We reject defendant's contention that the court erred in allowing a social worker to testify as a rape trauma expert. "The qualification of a witness to testify as an expert rests in the discretion of the court, and its determination will not be disturbed in the absence of serious mistake, an error of law or an abuse of discretion" (People v Visser, 212 AD2d 1009 ; see People v Page, 225 AD2d 831, 833 , lv denied 88 NY2d 883 ). Through her testimony, the social worker established that her "extensive training and experience rendered her qualified to provide such [testimony]" (People v Lewis, 16 AD3d 173, 173 , lv denied 4 NY3d 888 ; see People v Bassett, 55 AD3d 1434, 1436 , lv denied 11 NY3d 922 ). In any event, " '[p]ractical experience may properly substitute for academic training in determining whether an individual has acquired the training necessary to be qualified as an expert' " (People v Paun, 269 AD2d 546 , lv denied 95 NY2d 801 ).
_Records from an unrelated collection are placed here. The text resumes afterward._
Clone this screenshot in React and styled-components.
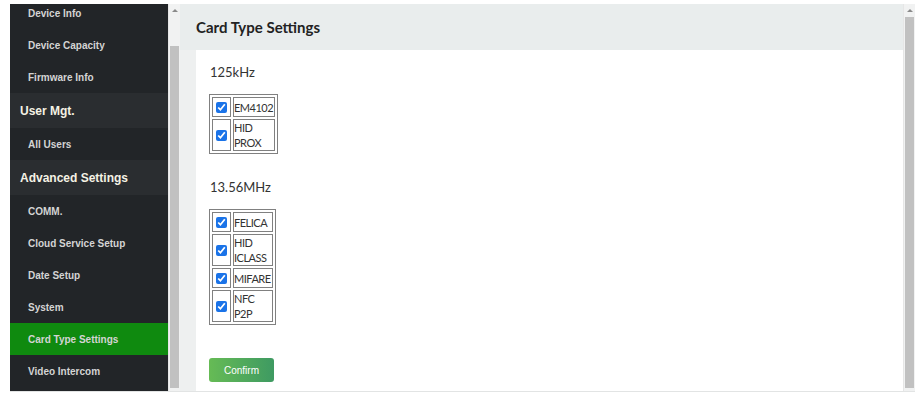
import React from "react";
import styled, { createGlobalStyle } from "styled-components";

const GlobalStyle = createGlobalStyle`
  html, body {
    margin: 0;
    background: #ffffff;
  }
`;

const Frame = styled.div`
  display: flex;
  height: 397px;
  box-sizing: border-box;
  padding: 4px 7px 5px 10px;
`;

const Window = styled.div`
  display: flex;
  flex: 1;
  border-bottom: 1px solid #e2e4e4;
  overflow: hidden;
`;

const Sidebar = styled.nav`
  width: 158px;
  background: #222528;
  overflow: hidden;
  font-family: "Liberation Sans", Arial, sans-serif;
`;

const Menu = styled.div`
  display: flex;
  flex-direction: column;
  margin-top: -7px; /* list is scrolled a little */
`;

const Item = styled.div`
  height: 32px;
  flex-shrink: 0;
  display: flex;
  align-items: center;
  padding-left: 18px;
  font-size: 10px;
  font-weight: bold;
  color: #d4d4d4;
  background: ${(p) => (p.active ? "#0f8a0f" : "transparent")};
`;

const Group = styled.div`
  height: 35px;
  flex-shrink: 0;
  display: flex;
  align-items: center;
  padding-left: 10px;
  font-size: 12px;
  font-weight: bold;
  color: #f5f2e4;
  background: #2a2d30;
`;

const Scrollbar = styled.div`
  width: 12px;
  display: flex;
  flex-direction: column;
  align-items: center;
  background: #f1f2f2;
  border-left: 1px solid #e6e6e6;
  box-sizing: border-box;
`;

const Arrow = styled.div`
  height: ${(p) => p.gap}px;
  flex-shrink: 0;
  width: 100%;
  display: flex;
  justify-content: center;
  align-items: flex-start;
  padding-top: 5px;
  box-sizing: border-box;
  &::before {
    content: "";
    border-left: 3px solid transparent;
    border-right: 3px solid transparent;
    border-bottom: 3px solid #8a8a8a;
  }
`;

const Thumb = styled.div`
  flex: 1;
  width: 9px;
  margin-bottom: 3px;
  background: #c1c1c1;
`;

const Main = styled.main`
  flex: 1;
  display: flex;
  flex-direction: column;
  background: #eef0f0;
  font-family: Lato, "Noto Sans", sans-serif;
  color: #333;
`;

const Header = styled.h2`
  margin: 0;
  height: 46px;
  flex-shrink: 0;
  display: flex;
  align-items: center;
  padding-left: 16px;
  font-size: 15px;
  font-weight: bold;
  color: #222;
  background: #e9eded;
`;

const Card = styled.section`
  flex: 1;
  min-height: 0;
  margin-left: 16px;
  background: #ffffff;
  padding: 12px 13px;
`;

const Freq = styled.div`
  font-size: 13px;
  height: 20px;
  line-height: 20px;
  margin-left: 1px;
  margin-bottom: 12px;
`;

const Types = styled.table`
  width: 1px;
  border: 1px solid #808080;
  border-spacing: 2px;
  margin-bottom: ${(p) => p.space}px;
  font-size: 11px;
  letter-spacing: -0.5px;
  line-height: 15px;
  td {
    border: 1px solid #808080;
    padding: 0 1px 0 0;
    vertical-align: middle;
  }
`;

const Check = styled.input`
  margin: 4px 2px 3px 3px;
  width: 11px;
  height: 11px;
  display: block;
  accent-color: #1a73e8;
`;

const Confirm = styled.button`
  display: block;
  width: 65px;
  height: 24px;
  padding: 0;
  border: none;
  border-radius: 3px;
  color: #fff;
  font-family: "Liberation Sans", Arial, sans-serif;
  font-size: 10px;
  background: linear-gradient(90deg, #66bb55, #3e9a62);
`;

const low = ["EM4102", "HID PROX"];
const high = ["FELICA", "HID ICLASS", "MIFARE", "NFC P2P"];

const TypeTable = ({ names, space }) => (
  <Types space={space}>
    <tbody>
      {names.map((n) => (
        <tr key={n}>
          <td>
            <Check type="checkbox" defaultChecked />
          </td>
          <td>{n}</td>
        </tr>
      ))}
    </tbody>
  </Types>
);

export default function App() {
  return (
    <>
      <GlobalStyle />
      <Frame>
        <Window>
          <Sidebar>
            <Menu>
              <Item>Device Info</Item>
              <Item>Device Capacity</Item>
              <Item>Firmware Info</Item>
              <Group>User Mgt.</Group>
              <Item>All Users</Item>
              <Group>Advanced Settings</Group>
              <Item>COMM.</Item>
              <Item>Cloud Service Setup</Item>
              <Item>Date Setup</Item>
              <Item>System</Item>
              <Item active>Card Type Settings</Item>
              <Item>Video Intercom</Item>
            </Menu>
          </Sidebar>
          <Scrollbar>
            <Arrow gap={42} />
            <Thumb />
          </Scrollbar>
          <Main>
            <Header>Card Type Settings</Header>
            <Card>
              <Freq>125kHz</Freq>
              <TypeTable names={low} space={23} />
              <Freq>13.56MHz</Freq>
              <TypeTable names={high} space={33} />
              <Confirm>Confirm</Confirm>
            </Card>
          </Main>
          <Scrollbar>
            <Arrow gap={13} />
            <Thumb />
          </Scrollbar>
        </Window>
      </Frame>
    </>
  );
}
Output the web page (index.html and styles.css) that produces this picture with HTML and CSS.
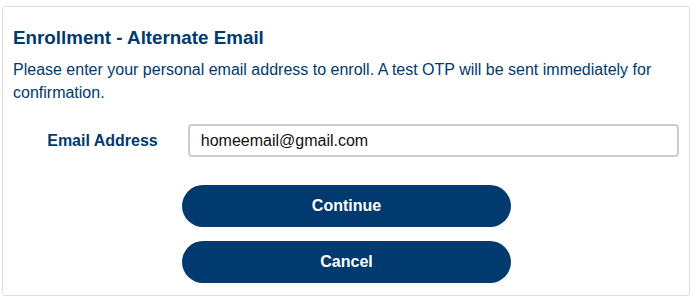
FILE: index.html
```html
<!DOCTYPE html>
<html>
    <head>
        <meta charset="utf-8">
        <title>Enrollment - Alternate Email</title>
        <link rel="stylesheet" href="styles.css">
    </head>
    <body>
        <div class="panel">
            <h2 class="title">Enrollment - Alternate Email</h2>
            <p class="intro">Please enter your personal email address to enroll. A test OTP will be sent immediately for confirmation.</p>

            <form class="enroll">
                <div class="row">
                    <label class="label" for="email">Email Address</label>
                    <input class="field" id="email" type="text" value="homeemail@gmail.com">
                </div>
                <div class="actions">
                    <button class="btn" type="button">Continue</button>
                    <button class="btn" type="button">Cancel</button>
                </div>
            </form>
        </div>
    </body>
</html>
```

FILE: styles.css
```css
* {
    box-sizing: border-box;
}
body {
    margin: 0;
    padding: 6px 0 0 2px;
    background: #fff;
    font-family: "Liberation Sans", Arial, sans-serif;
    color: #003a6e;
}

.panel {
    width: 688px;
    height: 290px;
    border: 1px solid #dedede;
    border-radius: 3px;
    padding: 18px 10px 0 10px;
}

.title {
    margin: 0;
    font-size: 18.8px;
    font-weight: bold;
    line-height: 26px;
}

.intro {
    margin: 7px 0 0 0;
    font-size: 16px;
    line-height: 23px;
}

.row {
    display: flex;
    align-items: center;
    margin-top: 20px;
}

.label {
    width: 145px;
    text-align: right;
    font-size: 16px;
    font-weight: bold;
    margin-right: 30px;
}

.field {
    width: 492px;
    height: 33px;
    border: 2px solid #ccc;
    border-radius: 4px;
    padding: 0 11px;
    font-family: "Liberation Sans", Arial, sans-serif;
    font-size: 16px;
    color: #111;
}

.actions {
    display: flex;
    flex-direction: column;
    gap: 14px;
    margin: 28px 0 0 169px;
}

.btn {
    width: 329px;
    height: 42px;
    border: 0;
    border-radius: 21px;
    background: #003a6e;
    color: #fff;
    font-family: "Liberation Sans", Arial, sans-serif;
    font-size: 16px;
    font-weight: bold;
}
```
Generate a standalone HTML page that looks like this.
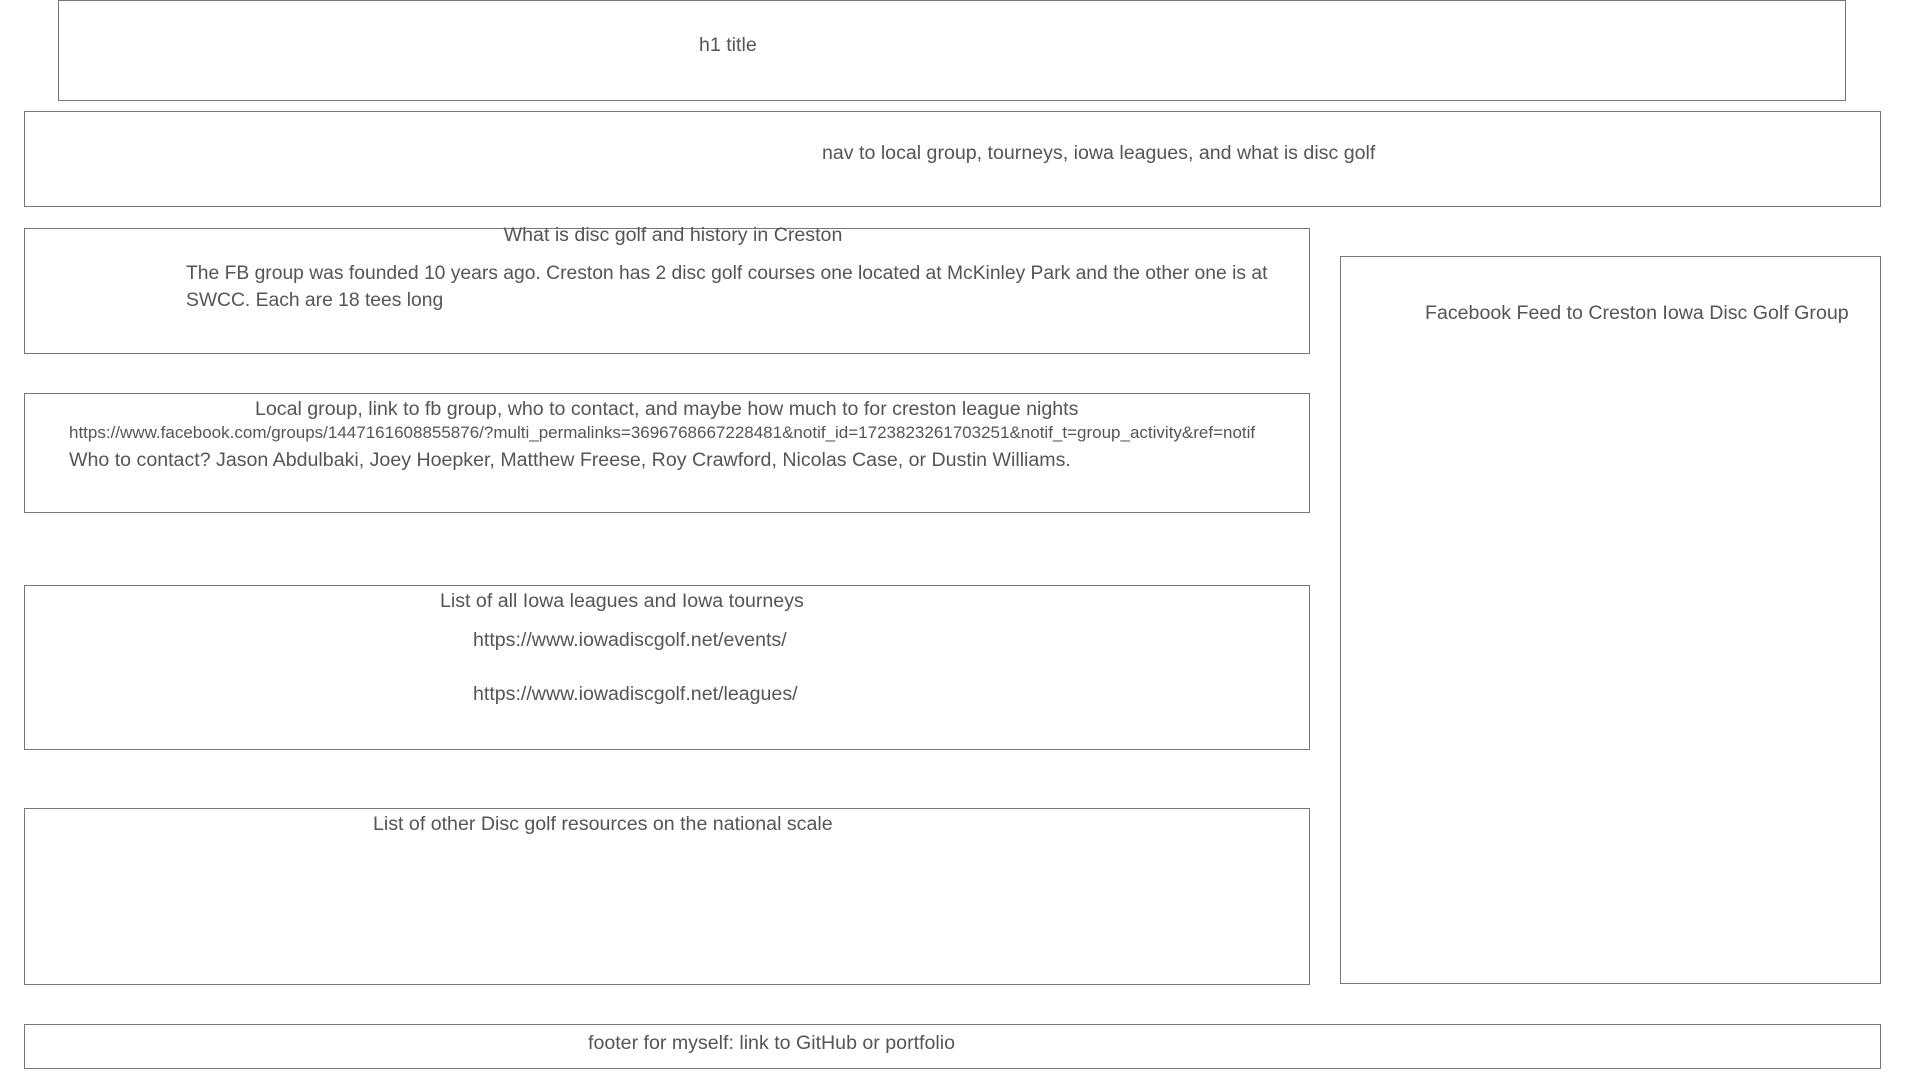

Finally, viewing the evidence in light of the elements of the crimes as charged to the jury (see People v Danielson, 9 NY3d 342, 349 ), we conclude that the verdict convicting defendant of those crimes is not against the weight of the evidence (see generally People v Bleakley, 69 NY2d 490, 495 ), and we further conclude that defendant was afforded meaningful representation (see generally People v Baldi, 54 NY2d 137, 147 ).
Present--Scudder, P.J., Centra, Fahey, Carni and Pine, JJ.